As we steadily move toward a multi-chain, multi-layer world, we believe LayerZero's cross-chain architecture will become central to this space, serving as the key infrastructure layer catalyzing a truly permissionless and trustless omnichain future.
Navigating Web3 tides with focused insightsAuthor: Sino Global Capital
Translation: TechFlow intern
A Multi-Chain, Multi-Layer Future
Over the past few years, blockchain adoption has grown steadily. Take Ethereum—the most widely adopted blockchain—as an example. Google search volume for the term "Ethereum" peaked in May 2021, coinciding with a record high of 1.65 million daily transactions on the Ethereum network at that time.
Meanwhile, due to competition among participants for limited block space, average transaction fees on Ethereum surged to nearly $70 per transaction. This is because Ethereum, in its current state, can only support 15–45 transactions per second (TPS), and users must pay higher fees to incentivize miners to prioritize their transactions.
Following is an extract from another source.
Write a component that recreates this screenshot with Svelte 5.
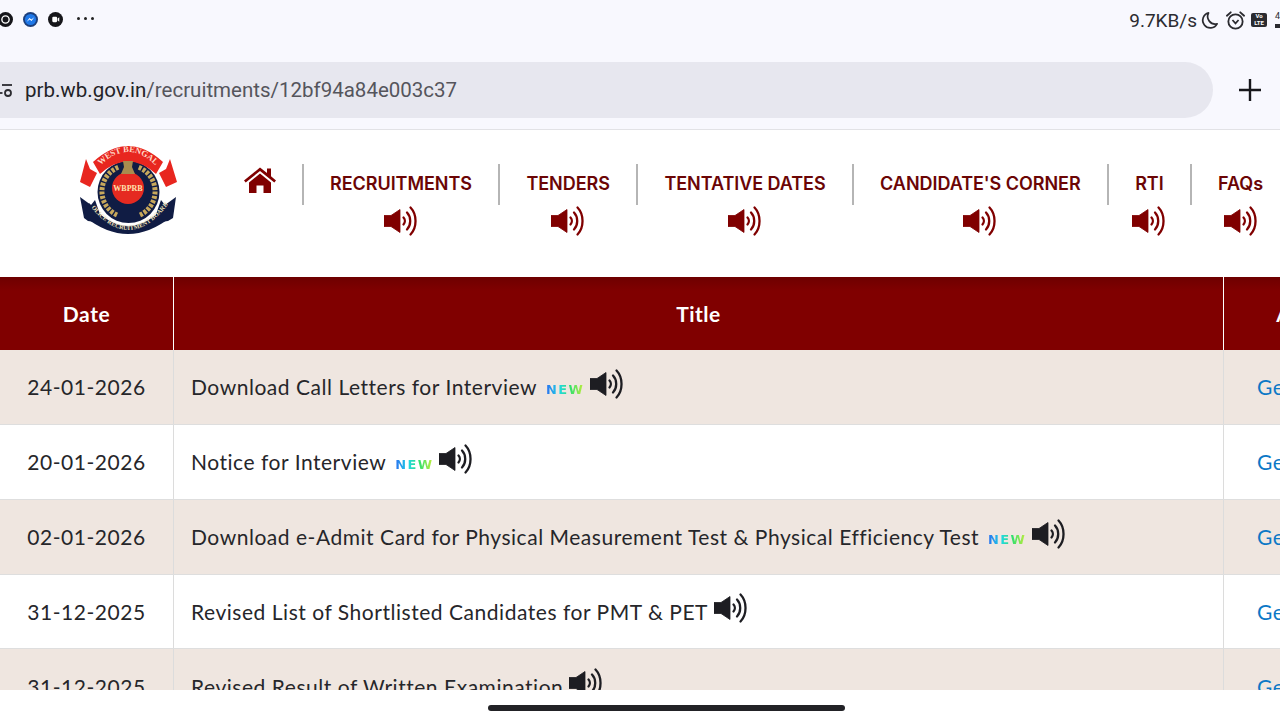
<script>
  const navItems = [
    { label: 'RECRUITMENTS' },
    { label: 'TENDERS' },
    { label: 'TENTATIVE DATES' },
    { label: "CANDIDATE'S CORNER" },
    { label: 'RTI' },
    { label: 'FAQs' }
  ];

  const rows = [
    { date: '24-01-2026', title: 'Download Call Letters for Interview', isNew: true },
    { date: '20-01-2026', title: 'Notice for Interview', isNew: true },
    { date: '02-01-2026', title: 'Download e-Admit Card for Physical Measurement Test & Physical Efficiency Test', isNew: true },
    { date: '31-12-2025', title: 'Revised List of Shortlisted Candidates for PMT & PET', isNew: false },
    { date: '31-12-2025', title: 'Revised Result of Written Examination', isNew: false }
  ];
</script>

{#snippet speaker(cls)}
  <svg class={cls} viewBox="0 0 34 32" fill="none" aria-hidden="true">
    <path d="M0 10.500 H7 L16 4.500 V27.500 L7 21.500 H0 Z" fill="currentColor" stroke="currentColor" stroke-width="0.800" stroke-linejoin="round" />
    <path d="M19.500 12.500 C21.300 14.500 21.300 17.500 19.500 19.500" stroke="currentColor" stroke-width="2.300" stroke-linecap="round" />
    <path d="M23 7.500 C27.300 12 27.300 20 23 24.500" stroke="currentColor" stroke-width="2.300" stroke-linecap="round" />
    <path d="M26.500 2.500 C33.200 9.500 33.200 22.500 26.500 29.500" stroke="currentColor" stroke-width="2.300" stroke-linecap="round" />
  </svg>
{/snippet}

<div class="screen">
  <header class="chrome">
    <div class="status">
      <div class="status-left">
        <svg class="app" viewBox="0 0 14 14" aria-hidden="true">
          <circle cx="7" cy="7" r="7" fill="#16161a" />
          <circle cx="7" cy="7" r="3.400" fill="none" stroke="#fff" stroke-width="1.300" />
        </svg>
        <svg class="app" viewBox="0 0 14 14" aria-hidden="true">
          <circle cx="7" cy="7" r="7" fill="#1c3f7c" />
          <circle cx="7" cy="7" r="5.200" fill="#1f78e8" />
          <path d="M3.500 9 L6 5.500 L7.800 7 L10.500 5 L8 8.500 L6.200 7 Z" fill="#fff" />
        </svg>
        <svg class="app" viewBox="0 0 14 14" aria-hidden="true">
          <circle cx="7" cy="7" r="7" fill="#16161a" />
          <rect x="4" y="4.500" width="4.500" height="5" rx="1" fill="#fff" />
          <path d="M9 6 L10.500 5 V9 L9 8 Z" fill="#fff" />
        </svg>
        <span class="dots"><i></i><i></i><i></i></span>
      </div>
      <div class="status-right">
        <span class="speed">9.7KB/s</span>
        <svg class="moon" viewBox="0 0 20 20" fill="none" aria-hidden="true">
          <path d="M9 2 A8 8 0 1 0 18 13.500 A8 8 0 0 1 9 2 Z" stroke="#2b2b30" stroke-width="1.800" stroke-linejoin="round" />
        </svg>
        <svg class="alarm" viewBox="0 0 22 22" fill="none" aria-hidden="true">
          <circle cx="11" cy="12" r="7.500" stroke="#2b2b30" stroke-width="1.900" />
          <path d="M2 6 L6 2.500 M20 6 L16 2.500" stroke="#2b2b30" stroke-width="2" stroke-linecap="round" />
          <path d="M7.800 10.500 L11 14 L14.200 10.500" stroke="#2b2b30" stroke-width="1.800" />
        </svg>
        <span class="volte">Vo<br />LTE</span>
        <span class="net">4<i></i></span>
      </div>
    </div>
    <div class="url-row">
      <div class="url-pill">
        <svg class="tune" viewBox="0 0 14 18" fill="none" aria-hidden="true">
          <path d="M2 4 H12" stroke="#2b2b30" stroke-width="1.800" />
          <circle cx="8" cy="12" r="3" stroke="#2b2b30" stroke-width="1.800" />
          <path d="M0 12 H2.500" stroke="#2b2b30" stroke-width="1.800" />
        </svg>
        <span class="url"><span class="host">prb.wb.gov.in</span>/recruitments/12bf94a84e003c37</span>
      </div>
      <svg class="plus" viewBox="0 0 24 24" aria-hidden="true">
        <path d="M12 1 V23 M1 12 H23" stroke="#17171b" stroke-width="2.400" />
      </svg>
    </div>
  </header>

  <nav class="site-nav">
    <div class="logo">
      <svg viewBox="0 0 100 94" width="100" height="94" role="img" aria-label="West Bengal Police Recruitment Board">
        <defs>
          <path id="arc-top" d="M17 27 Q49 -9 81 27" />
          <path id="arc-bottom" d="M11 63 Q49 111 88 63" />
        </defs>
        <path d="M7 16 L11 26 L18 30 L11 44 L1 39 Z M91 16 L87 26 L80 30 L87 44 L98 39 Z" fill="#e8261f" />
        <path d="M1 54 L12 62 L16 57 L24 80 L9 78 L5 75 Z M97 54 L86 62 L82 57 L74 80 L89 78 L94 75 Z" fill="#101c44" />
        <circle cx="49.500" cy="49" r="31" fill="#101c44" />
        <path d="M10 60 Q49 106 89 60 L94 70 Q49 106 5 70 Z" fill="#101c44" />
        <path d="M8 62 Q49 110 90 62 L92 74 Q49 108 6 74 Z" fill="#101c44" />
        <path d="M14 19 Q49 -13 84 19 L77 31 Q49 6 21 31 Z" fill="#e8261f" />
        <path d="M38 72 A26 26 0 0 1 40 24 M61 72 A26 26 0 0 0 59 24" fill="none" stroke="#c7a85c" stroke-width="5" stroke-dasharray="3 1.400" />
        <circle cx="49" cy="45" r="16" fill="#e52a21" />
        <path d="M44 18 H54 L53 24 L56 31 H42 L45 24 Z" fill="#a88c4e" />
        <text x="49" y="48" class="logo-mid">WBPRB</text>
        <text class="logo-top"><textPath href="#arc-top" startOffset="50%">WEST BENGAL</textPath></text>
        <text class="logo-bottom"><textPath href="#arc-bottom" startOffset="50%">POLICE RECRUITMENT BOARD</textPath></text>
      </svg>
    </div>
    <ul class="menu">
      <li class="home">
        <svg viewBox="0 0 34 28" width="34" height="28" aria-label="Home">
          <path d="M1 14.500 L17 1.500 L24 7 V2.500 H28 V10.200 L33 14.500 L31.300 16.500 L17 5 L2.700 16.500 Z" fill="#800000" />
          <path d="M6 16.500 L17 7.500 L28 16.500 V27 H20.500 V19.500 H13.500 V27 H6 Z" fill="#800000" />
        </svg>
      </li>
      {#each navItems as item}
        <li class="sep" aria-hidden="true"></li>
        <li class="item">
          <span class="nav-label">{item.label}</span>
          {@render speaker('nav-speaker')}
        </li>
      {/each}
    </ul>
  </nav>

  <main class="table">
    <div class="tr head">
      <div class="td">Date</div>
      <div class="td">Title</div>
      <div class="td">Action</div>
    </div>
    {#each rows as row, i}
      <div class="tr" class:odd={i % 2 === 0}>
        <div class="td date">{row.date}</div>
        <div class="td title">
          <span>{row.title}</span>
          {#if row.isNew}<span class="new">NEW</span>{/if}
          {@render speaker('row-speaker')}
        </div>
        <div class="td action"><a href="#details">Get Details</a></div>
      </div>
    {/each}
  </main>

  <footer class="gesture"><div class="handle"></div></footer>
</div>

<style>
  :global(body) { margin: 0; background: #fff; }

  .screen {
    width: 1280px;
    height: 720px;
    overflow: hidden;
    display: flex;
    flex-direction: column;
    font-family: Lato, "Noto Sans", sans-serif;
  }

  .chrome {
    height: 130px;
    box-sizing: border-box;
    flex-shrink: 0;
    background: #f8f8fe;
    border-bottom: 1px solid #e2e2e6;
    display: flex;
    flex-direction: column;
    font-family: Roboto, sans-serif;
  }
  .status {
    height: 62px;
    display: flex;
    justify-content: space-between;
    align-items: flex-start;
    padding-top: 10px;
    box-sizing: border-box;
  }
  .status-left { display: flex; align-items: center; gap: 10px; margin-left: -2px; height: 18px; }
  .app { width: 15px; height: 15px; }
  .dots { display: flex; gap: 4px; margin-left: 4px; margin-top: -2px; }
  .dots i { width: 3px; height: 3px; background: #222; border-radius: 50%; }
  .status-right { display: flex; align-items: center; height: 20px; }
  .speed { font-size: 19px; color: #2b2b30; }
  .moon { width: 19px; height: 19px; margin-left: 3px; }
  .alarm { width: 21px; height: 21px; margin-left: 6px; }
  .volte {
    width: 16px;
    height: 14px;
    margin-left: 5px;
    background: #2b2b30;
    color: #fff;
    border-radius: 2px;
    font: 700 6px/6.500px Roboto, sans-serif;
    text-align: center;
  }
  .net {
    width: 5px;
    margin-left: 8px;
    font-size: 9px;
    line-height: 9px;
    color: #2b2b30;
    display: flex;
    flex-direction: column;
    gap: 3px;
  }
  .net i { height: 4px; background: #2b2b30; }

  .url-row { display: flex; align-items: center; }
  .url-pill {
    width: 1213px;
    height: 56px;
    box-sizing: border-box;
    background: #e7e7ef;
    border-radius: 0 28px 28px 0;
    display: flex;
    align-items: center;
    gap: 11px;
  }
  .tune { width: 14px; height: 18px; flex-shrink: 0; }
  .url { font-size: 20.500px; color: #55555c; }
  .host { color: #232328; }
  .plus { width: 24px; height: 24px; margin-left: 25px; }

  .site-nav {
    height: 147px;
    flex-shrink: 0;
    background: #fff;
    display: flex;
    align-items: flex-start;
    padding: 13px 0 0 79px;
    box-sizing: border-box;
  }
  .logo { width: 100px; height: 94px; flex-shrink: 0; }
  .logo-top { font: 700 8.500px "Liberation Serif", serif; fill: #ffd9c8; text-anchor: middle; }
  .logo-bottom { font: 700 6.300px "Liberation Serif", serif; fill: #efe2b8; text-anchor: middle; }
  .logo-mid { font: 700 8px "Liberation Serif", serif; fill: #ffe2b0; text-anchor: middle; }

  .menu {
    list-style: none;
    margin: 21px 0 0 62.500px;
    padding: 0;
    display: flex;
    align-items: flex-start;
  }
  .menu .home { padding: 2px 25px 0 1px; }
  .menu .sep { width: 2.500px; height: 41px; background: #b5b5b5; flex-shrink: 0; }
  .menu .item {
    display: flex;
    flex-direction: column;
    align-items: center;
    padding: 0 26px;
    white-space: nowrap;
  }
  .nav-label {
    font-family: Inter, sans-serif;
    font-size: 18px;
    font-weight: 600;
    line-height: 40px;
    color: #6b0505;
    letter-spacing: -0.05px;
  }
  .nav-speaker { width: 34px; height: 32px; margin: 1px -4px 0; color: #800000; }

  .table { flex: 1; min-height: 0; overflow: hidden; }
  .tr {
    display: grid;
    grid-template-columns: 174px 1050px 170px;
    width: 1394px;
    height: 74.850px;
    box-sizing: border-box;
    border-bottom: 1px solid #dedede;
    background: #fff;
  }
  .tr.odd { background: #efe6e0; }
  .td {
    display: flex;
    align-items: center;
    border-right: 1px solid #dcdcdc;
    color: #26262a;
    font-size: 21px;
    letter-spacing: 0.53px;
  }
  .tr.head {
    height: 73px;
    background: linear-gradient(180deg, #6e0000, #800000 14px);
    border-bottom: none;
  }
  .head .td {
    justify-content: center;
    color: #fff;
    font-weight: 700;
    border-right-color: #fff;
    padding-bottom: 1px;
  }
  .date { justify-content: center; }
  .title { padding-left: 17px; gap: 9px; }
  .action { padding-left: 33px; }
  .action a { color: #0b78c6; text-decoration: none; }
  .new {
    font-family: "DejaVu Sans", sans-serif;
    font-size: 13px;
    font-weight: 700;
    letter-spacing: 1.300px;
    width: 38px;
    margin-top: 5px;
    background: linear-gradient(90deg, #2a6cf0, #1ed8e6 35%, #35e06a 65%, #c6ee3c);
    -webkit-background-clip: text;
    background-clip: text;
    color: transparent;
  }
  .row-speaker { width: 34px; height: 32px; margin-top: -6px; margin-left: -3px; color: #1d1d22; }

  .gesture {
    height: 30px;
    flex-shrink: 0;
    background: #fff;
    padding-left: 488px;
    padding-top: 15px;
    box-sizing: border-box;
  }
  .handle { width: 357px; height: 6px; background: #222226; border-radius: 3px; }
</style>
As a result, the vast majority of retail investors are priced out, unable to afford the exorbitant costs just to execute a single transaction. Moreover, for many low-value, high-throughput use cases, using Ethereum becomes impractical.
Unsurprisingly, this has created significant market opportunities for various Layer 1 (L1) blockchains and Layer 2 (L2) scaling solutions to serve the retail investors and users excluded from Ethereum. Since early 2021, Ethereum’s dominance—measured by total value locked (TVL)—has declined from 90% to 65%. This shift began with the emergence of Binance Smart Chain (BSC) in April 2021, which offered retail users low transaction fees of approximately $1–$2.
Since then, numerous other L1s and L2s have emerged to challenge Ethereum’s dominance, often offering generous incentives such as liquidity mining or airdrops to users who bridge assets.
These L1s and L2s aim to differentiate themselves primarily by promising lower fees, higher TPS, or better user experiences for retail participants. They may also explore niches where they are better suited—for instance, allowing protocols to exist on parallel chains, or offering high-fidelity data and high-performance blockchains capable of competing with real-world incumbents like Visa, which handles over 15,000 TPS.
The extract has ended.